Tinha enviado a apresentação dois dias antes. Preparei um colega para abrir a sessão se tropeçasse. Marquei para o meio da manhã, não para a primeira hora. Ninguém notou a estrutura atrás do meu sorriso. É assim que sabes que funciona. As melhores folgas são invisíveis, até ser preciso, como airbags.
Se estás agora com o telefone na mão a tentar reorganizar o universo do assento 22C, conheço essa sensação de impotência. Respira, escreve a mensagem curta, pede a passagem de testemunho e promete menos para a próxima. Mantém as folgas, mesmo em dias de sol e voos na hora. O mundo vai fazer o que quer. Não tens de igualar o caos, nunca mais.

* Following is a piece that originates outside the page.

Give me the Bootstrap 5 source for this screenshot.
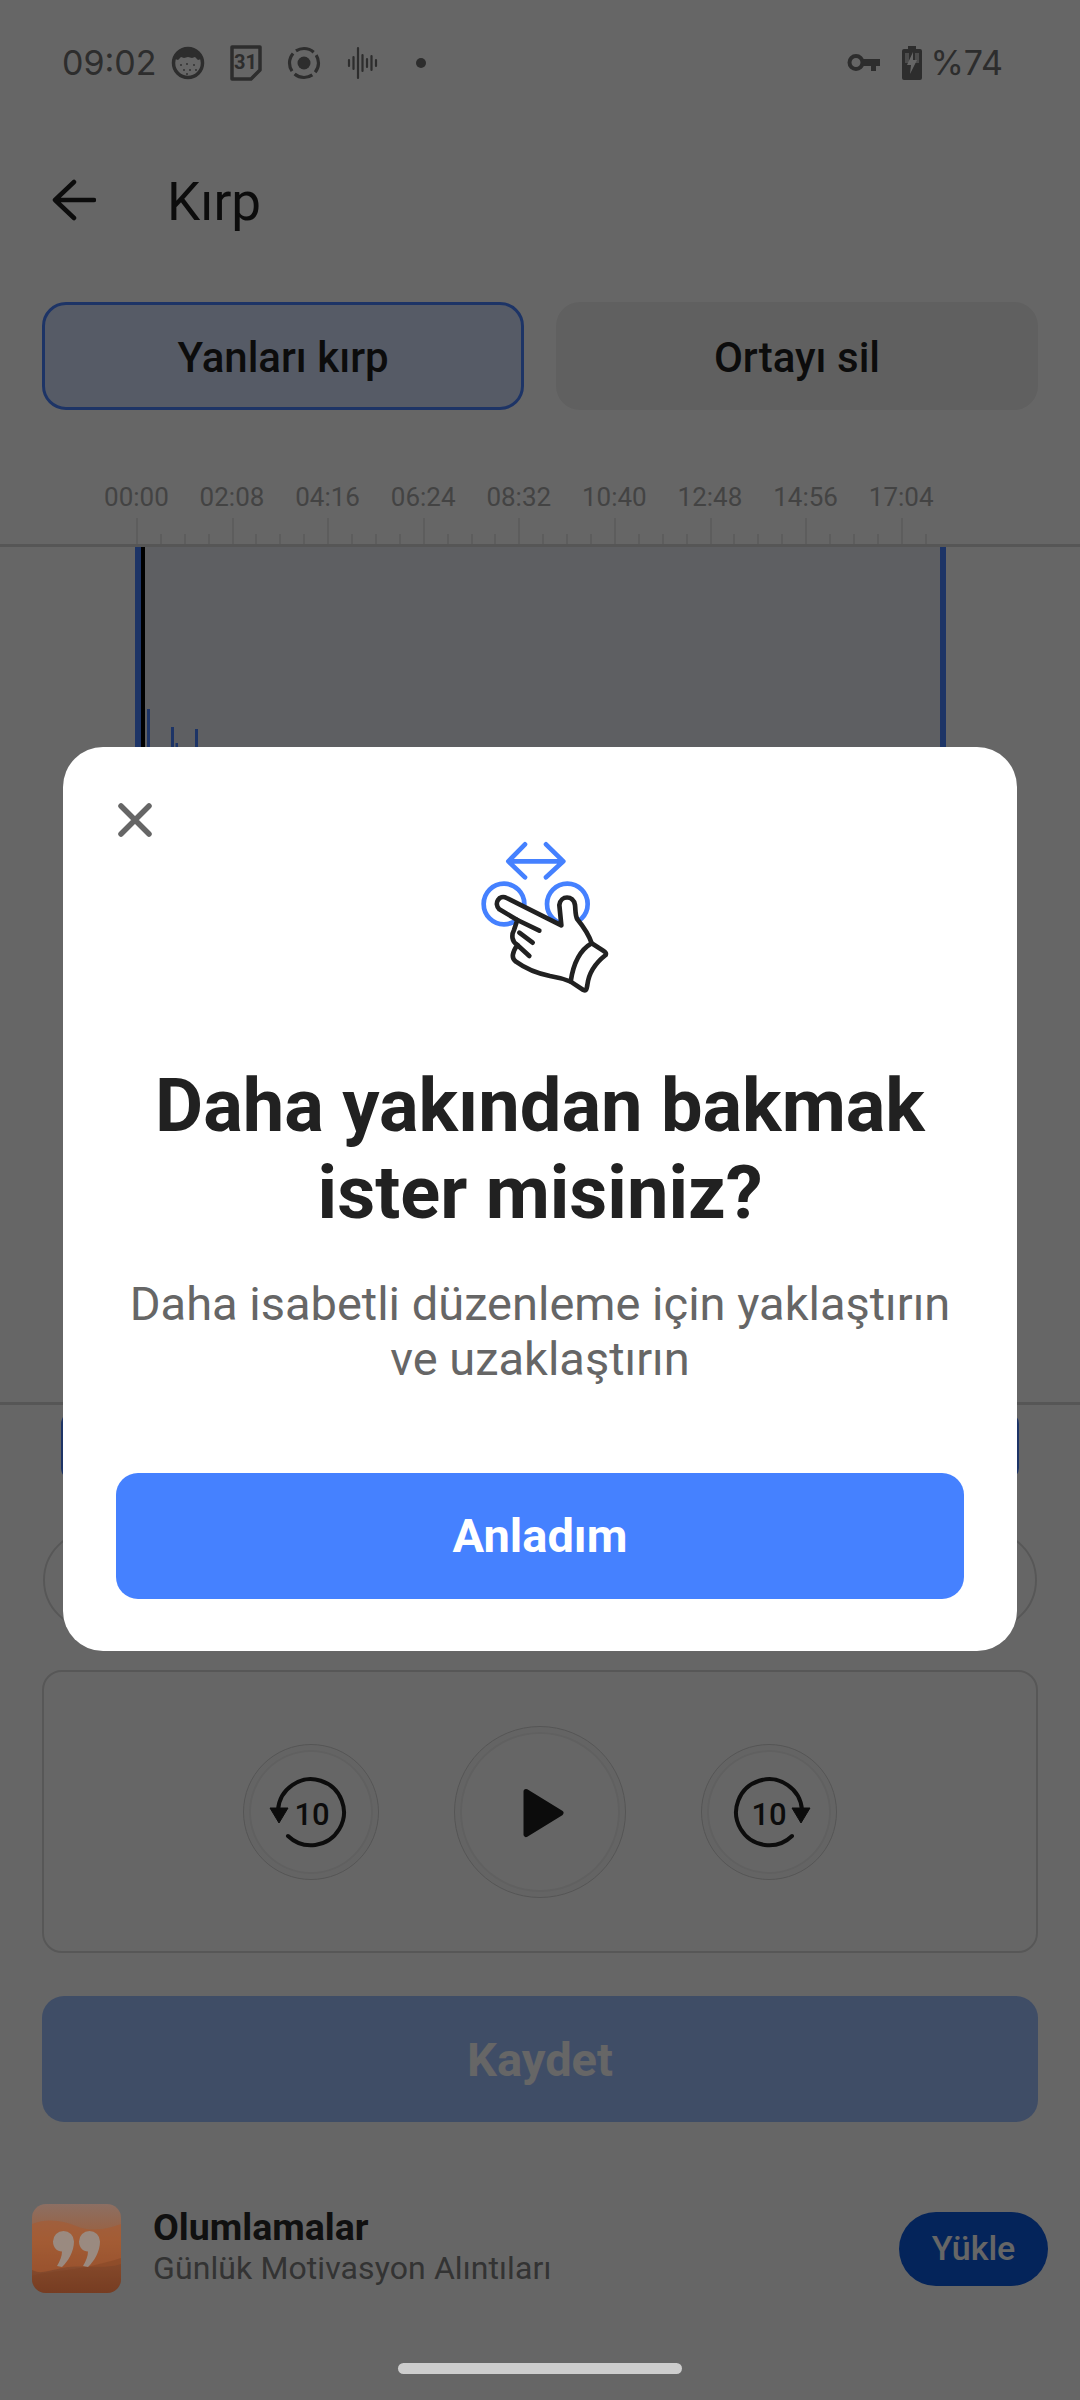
<!DOCTYPE html>
<html lang="tr">
<head>
<meta charset="utf-8">
<title>Kırp</title>
<link rel="stylesheet" href="https://cdn.jsdelivr.net/npm/bootstrap@5.3.0/dist/css/bootstrap.min.css">
<style>
html,body{margin:0;background:#fff}
body{width:1080px;height:2400px;overflow:hidden;position:relative;font-family:Roboto,"Liberation Sans",sans-serif;color:#1f1f1f}
.status-row{height:126px;padding:0 77px 0 62px;color:#707070}
.clock{font-family:Inter,Roboto,sans-serif;font-size:34px;line-height:1;margin-right:14px}
.pct{font-family:Inter,Roboto,sans-serif;font-size:34px;line-height:1;margin-left:8px}
.ic-gap{margin-right:24px}
.tool-row{height:148px;padding-left:52px}
.page-title{font-size:53px;font-weight:400;line-height:1;margin:4px 0 0 71px}
.tab-row{padding:0 42px;margin-top:28px;gap:32px}
.tab-btn{flex:1 1 0;height:108px;font-size:42px;font-weight:500;color:#1f1f1f;border-radius:24px;border:3px solid transparent;padding:2px 0 0;--bs-btn-color:#1f1f1f}
.tab-on{background:#d6e4ff;border-color:#4a82ff}
.tab-off{background:#f0f0f0}
.time-row{padding:72px 0 0 88.6px;height:108px}
.time-row span{width:95.6px;flex:none;text-align:center;font-size:26px;line-height:30px;color:#a9a9a9}
.ruler{height:26px;margin-left:136px;width:792px;
 background:
  repeating-linear-gradient(90deg,#e8e8e8 0 2px,transparent 2px 95.6px) 0 0/100% 26px no-repeat,
  repeating-linear-gradient(90deg,#e8e8e8 0 2px,transparent 2px 23.9px) 0 100%/100% 10px no-repeat}
.wave-wrap{height:861px;border-top:3px solid #d8d8d8;border-bottom:3px solid #d8d8d8}
.wave-sel{position:relative;margin-left:135px;width:811px;height:100%;background:#ebedf6;border-left:6px solid #4a82ff;border-right:6px solid #4a82ff}
.wave-marks{position:absolute;left:0;top:0}
.tool-bar{height:68px;margin:7px 61px 0;background:#4a82ff;border-radius:12px}
.pill-row{height:100px;margin:50px 43px 0;border:2.500px solid #dadada;border-radius:50px}
.player{height:283px;margin:40px 42px 0;border:2.500px solid #dadada;border-radius:20px;gap:75px}
.round-btn{border-radius:50%;border:1.500px solid #d4d4d4;box-shadow:inset 0 0 0 5px #fbfbfb,inset 0 0 0 7px #f0f0f0;flex:none}
.round-sm{width:136px;height:136px}
.round-lg{width:172px;height:172px}
.save-btn{height:126px;margin:43px 42px 0;width:calc(100% - 84px);background:#9fc0ff;color:#fff;font-size:47px;font-weight:700;border:0;border-radius:22px;display:block;padding:3px 0 0}
.ad-row{height:89px;margin-top:82px;padding:0 32px}
.ad-art{width:89px;height:89px;border-radius:14px;position:relative;z-index:20;flex:none;display:block}
.ad-text{margin-left:32px;flex:1}
.ad-name{font-size:37.500px;font-weight:700;line-height:42px;color:#2a2a2a;margin-top:-3px}
.ad-sub{font-size:32px;line-height:40px;color:#808080;letter-spacing:.1px}
.ad-btn{width:149px;height:74px;background:#0c5ae1;color:#fff;font-size:34px;font-weight:500;border:0;border-radius:37px;padding:0;flex:none}
.home-bar{width:284px;height:11px;background:#cdcdcd;border-radius:6px;margin:70px auto 0;position:relative;z-index:20}
.dim-layer{position:absolute;inset:0;background:rgba(0,0,0,.6);z-index:10}
.sheet{width:954px;background:#fff;border:0;border-radius:40px;padding:73px 53px 52px;position:relative;margin-top:-3px}
.sheet-close{position:absolute;left:55px;top:56px;background:none;border:0;padding:0;line-height:0}
.hand{display:block;margin:0 auto}
.sheet-title{font-size:74px;font-weight:700;line-height:87px;color:#212121;margin:52px 0 0;text-align:center}
.sheet-sub{font-size:47px;line-height:55px;color:#666;margin:40px 0 0;text-align:center}
.sheet-btn{height:126px;margin-top:87px;background:#4581ff;color:#fff;font-size:47px;font-weight:700;border:0;border-radius:22px;padding:2px 0 0}
</style>
</head>
<body>
<div class="status-row d-flex align-items-center">
  <span class="clock">09:02</span>
  <svg class="ic-gap" width="34" height="34" viewBox="0 0 34 34"><circle cx="17" cy="17" r="14.500" fill="none" stroke="currentColor" stroke-width="3.500"/><path d="M4 13C6 5 12 2 17 2s11 3 13 11l-3 1-3-3-3 1-4-1-4 1-3-1-3 3z" fill="currentColor"/><g fill="currentColor"><circle cx="10" cy="19" r=".9"/><circle cx="16" cy="18" r=".9"/><circle cx="23" cy="19" r=".9"/><circle cx="13" cy="24" r=".9"/><circle cx="19" cy="24" r=".9"/><circle cx="25" cy="24" r=".9"/><circle cx="16" cy="28" r=".9"/></g></svg>
  <svg class="ic-gap" width="34" height="36" viewBox="0 0 34 36"><path d="M3 2h28v23l-9 9H3z" fill="none" stroke="currentColor" stroke-width="3.500" stroke-linejoin="round"/><text x="16.500" y="24" text-anchor="middle" font-family="Roboto,sans-serif" font-weight="700" font-size="20" fill="currentColor">31</text></svg>
  <svg class="ic-gap" width="34" height="34" viewBox="0 0 34 34"><circle cx="17" cy="17" r="14.500" fill="none" stroke="currentColor" stroke-width="3.200" stroke-dasharray="19 3.800" stroke-dashoffset="9"/><circle cx="17" cy="17" r="6.500" fill="currentColor"/></svg>
  <svg width="34" height="34" viewBox="0 0 34 34" style="margin-right:36px"><g stroke="currentColor" stroke-width="2.200" stroke-linecap="round"><path d="M4 14v6M8.500 11v12M13 2v30M17.500 9v16M22 13v8M26.500 10v14M31 14v6"/></g></svg>
  <svg width="12" height="12" viewBox="0 0 12 12"><circle cx="6" cy="6" r="5" fill="currentColor"/></svg>
  <span class="ms-auto d-flex align-items-center">
    <svg width="34" height="20" viewBox="0 0 34 20" style="margin-right:21px"><circle cx="9" cy="9.500" r="6.500" fill="none" stroke="currentColor" stroke-width="4"/><path d="M15 6h18v7h-4v5h-5v-5h-9z" fill="currentColor"/></svg>
    <svg width="20" height="34" viewBox="0 0 20 34"><path d="M6 0h8v3h4a2 2 0 0 1 2 2v27a2 2 0 0 1-2 2H2a2 2 0 0 1-2-2V5a2 2 0 0 1 2-2h4z" fill="currentColor"/><path d="M3 7h4v10h-4zM13 7h4v10h-4z" fill="#fff" opacity=".55"/><path d="M11 6l-6 13h4l-1 9 7-14h-4z" fill="#fff"/></svg>
    <span class="pct">%74</span>
  </span>
</div>

<div class="tool-row d-flex align-items-center">
  <svg width="44" height="42" viewBox="0 0 44 42"><path d="M22 3L3 21l19 18M4 21h38" fill="none" stroke="#1f1f1f" stroke-width="4.500" stroke-linecap="round" stroke-linejoin="round"/></svg>
  <h1 class="page-title">Kırp</h1>
</div>

<div class="tab-row d-flex">
  <button class="btn tab-btn tab-on">Yanları kırp</button>
  <button class="btn tab-btn tab-off">Ortayı sil</button>
</div>

<div class="time-row d-flex">
  <span>00:00</span><span>02:08</span><span>04:16</span><span>06:24</span><span>08:32</span><span>10:40</span><span>12:48</span><span>14:56</span><span>17:04</span>
</div>
<div class="ruler"></div>

<div class="wave-wrap">
  <div class="wave-sel">
    <svg class="wave-marks" width="70" height="853" viewBox="0 0 70 853">
      <rect x="-1" y="0" width="5" height="853" fill="#000"/>
      <g fill="#4a82ff"><rect x="6" y="162" width="3" height="530"/><rect x="30" y="180" width="3" height="490"/><rect x="34.500" y="196" width="2.500" height="460"/><rect x="54" y="182" width="3" height="490"/></g>
    </svg>
  </div>
</div>
<div class="tool-bar"></div>
<div class="pill-row"></div>

<div class="player d-flex align-items-center justify-content-center">
  <div class="round-btn round-sm d-flex align-items-center justify-content-center">
    <svg width="100" height="100" viewBox="0 0 100 100"><path d="M17 48A33 33 0 1 1 27 74" fill="none" stroke="#1f1f1f" stroke-width="4" stroke-linecap="round"/><path d="M9 46h18l-9 15z" fill="#1f1f1f" stroke="#1f1f1f" stroke-linejoin="round"/><text x="51" y="63" text-anchor="middle" font-family="Roboto,sans-serif" font-size="31" font-weight="500" fill="#1f1f1f">10</text></svg>
  </div>
  <div class="round-btn round-lg d-flex align-items-center justify-content-center">
    <svg width="60" height="60" viewBox="0 0 60 60"><path d="M16 9.500L51 31 16 52.500z" fill="#1f1f1f" stroke="#1f1f1f" stroke-width="5" stroke-linejoin="round"/></svg>
  </div>
  <div class="round-btn round-sm d-flex align-items-center justify-content-center">
    <svg width="100" height="100" viewBox="0 0 100 100"><path d="M83 48A33 33 0 1 0 73 74" fill="none" stroke="#1f1f1f" stroke-width="4" stroke-linecap="round"/><path d="M73 46h18l-9 15z" fill="#1f1f1f" stroke="#1f1f1f" stroke-linejoin="round"/><text x="50" y="63" text-anchor="middle" font-family="Roboto,sans-serif" font-size="31" font-weight="500" fill="#1f1f1f">10</text></svg>
  </div>
</div>

<button class="btn save-btn">Kaydet</button>

<div class="ad-row d-flex align-items-center">
  <svg class="ad-art" width="89" height="89" viewBox="0 0 89 89" role="img" aria-label="Olumlamalar">
    <defs><linearGradient id="ga" x1="0" y1="0" x2="0" y2="1"><stop offset="0" stop-color="#8c6f63"/><stop offset=".4" stop-color="#9c5f3c"/><stop offset="1" stop-color="#733a21"/></linearGradient></defs>
    <rect width="89" height="89" fill="url(#ga)"/>
    <path d="M0 20C15 14 30 16 44 22s30 4 45-2v40C70 66 50 60 30 64S10 70 0 66z" fill="#a85a30" opacity=".6"/>
    <path d="M0 72c20-6 45-4 89-18v35H0z" fill="#7d4023" opacity=".4"/>
    <g fill="#9a8a80" transform="translate(0 1.500)"><path d="M21 36a10.500 10.500 0 1 1 21 0c0 10-6 20-12 25.500l-5-1c3-5 5-10 5-14.500c-5 0-9-4-9-10z"/><path d="M47 36a10.500 10.500 0 1 1 21 0c0 10-6 20-12 25.500l-5-1c3-5 5-10 5-14.500c-5 0-9-4-9-10z"/></g>
  </svg>
  <div class="ad-text">
    <div class="ad-name">Olumlamalar</div>
    <div class="ad-sub">Günlük Motivasyon Alıntıları</div>
  </div>
  <button class="btn ad-btn">Yükle</button>
</div>

<div class="home-bar"></div>

<div class="dim-layer d-flex align-items-center justify-content-center">
  <div class="sheet modal-content">
    <button class="sheet-close" aria-label="Kapat">
      <svg width="34" height="34" viewBox="0 0 34 34"><path d="M3 3l28 28M31 3L3 31" stroke="#666" stroke-width="5.500" stroke-linecap="round" fill="none"/></svg>
    </button>
    <svg class="hand" width="200" height="190" viewBox="0 0 600 570">
      <g fill="none" stroke="#4581ff" stroke-width="14" stroke-linecap="round" stroke-linejoin="round">
        <path d="M208 124H366M255 73l-50 51 50 48M318 73l52 51-52 48"/>
        <circle cx="192" cy="252" r="61"/>
        <circle cx="382" cy="252" r="61"/>
      </g>
      <g stroke="#212121" stroke-width="14" stroke-linecap="round" stroke-linejoin="round">
        <path fill="#fff" d="M364 316L200 234C178 222 160 250 178 268L232 300L222 330C214 345 215 365 232 375C218 395 212 415 228 425C262 450 300 462 330 468C355 472 375 478 392 485L430 510C440 515 440 505 442 495C446 460 465 430 497 405C500 398 495 395 490 392L455 370C445 340 430 320 412 298C405 285 407 270 405 255C400 225 362 225 358 255Z"/>
        <path fill="none" d="M232 300L298 332M238 338L278 368M232 375L268 408M455 370C420 390 400 430 392 485"/>
      </g>
    </svg>
    <h2 class="sheet-title">Daha yakından bakmak<br>ister misiniz?</h2>
    <p class="sheet-sub">Daha isabetli düzenleme için yaklaştırın<br>ve uzaklaştırın</p>
    <button class="btn sheet-btn w-100">Anladım</button>
  </div>
</div>
<script src="https://cdn.jsdelivr.net/npm/bootstrap@5.3.0/dist/js/bootstrap.bundle.min.js"></script>
</body>
</html>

Folgas não te fazem perfeito; deixam-te honesto com o tempo. E essa é a habilidade silenciosa que impede reuniões de morrerem, projectos de abalarem e tu de chegares como uma versão de ti que não gostas. Aprendi à força, num portão com ecrã intermitente e café frio. Continuo a aprender, viagem após viagem, porque o sentimento de chegar pronto vale mais do que a adrenalina de chegar por um triz. Num bom dia, a única coisa por que corro agora é por um croissant quente na esquina.